Ratusan mahasiswa dari berbagai universitas di Kota Palu berunjukrasa dengan mendatangi Gedung Dewan Perwakilan Rakyat Daerah (DPRD) Sulawesi Tengah, Senin kemarin.
Mahasiswa yang mengatasnamakan Aliansi Mahasiswa Bersatu Kota Palu mendesak Jenderal Tito Karnavian segera mundur dari jabatannya sebagai Kapolri karena dinilai gagal dalam memimpin anak buahnya saat unjukrasa di Jakarta.
Koordinator Aksi, Wardi mengatakan, pihak kepolisian melakukan tindakan represif atau kekerasan aparat kepolisian terhadap warga sipil tak bersenjata saat menggelar aksi. Massa aksi tak luput dari penembakan dan pemukulan.
“Bahkan tim medis juga tak luput dari aksi pemukulan dan dianggap sebagai korban kerusuhan.

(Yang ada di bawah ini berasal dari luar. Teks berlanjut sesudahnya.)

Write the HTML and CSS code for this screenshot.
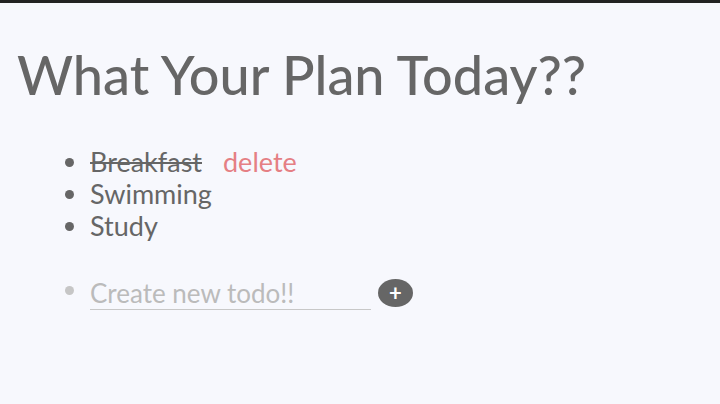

Ini aneh!,” katanya.
Atas kejadian itu, Wardi menilai Kapolri tidak mampu mengamankan ratusan ribu massa aksi di depan Kantor Badan Pengawas Pemilu (Bawaslu) RI yang mengakibatkan jatuhnya korban pada 22 Mei 2019 lalu.
“Kami menilai Pak Jenderal Tito Karnavian gagal mengamankan warganya dari keberingasan anggotanya,” katanya.
Sementara itu, salah seorang mahasiswa asal Provinsi Gorontalo, Nasar Pakaya juga mengatakan, insiden yang mengakibatkan jatuhnya korban jiwa itu dinilai sebagai bentuk penindasan terhadap masyarakat sipil dari aparat kepolisian yang mengamankan gedung Bawaslu.
“Apa yang terjadi pada hari itu adalah bentuk kekerasan kepada warga yang menyuarakan aspirasinya,” jelasnya.
Salah seorang mahasiswa Universitas Tadulako, Amink mengatakan, aksi tersebut tidak ditunggangi oleh partai politik manapun, melainkan murni atas keprihatinan dan kritik terhadap aksi represif aparat kepolisian dalam mengamankan massa aksi di hari itu.
“Parahnya, Jokowi tidak tahu menahu soal insiden itu dan menyerahkan tanggung jawab kepada Polri. Ini aneh, tidak ada yang mau terbuka,” tegasnya.
Olehnya itu, Aliansi Mahasiswa Kota Palu mendesak Tito Karnavian mundur dari jabatannya sebagai Kapolri.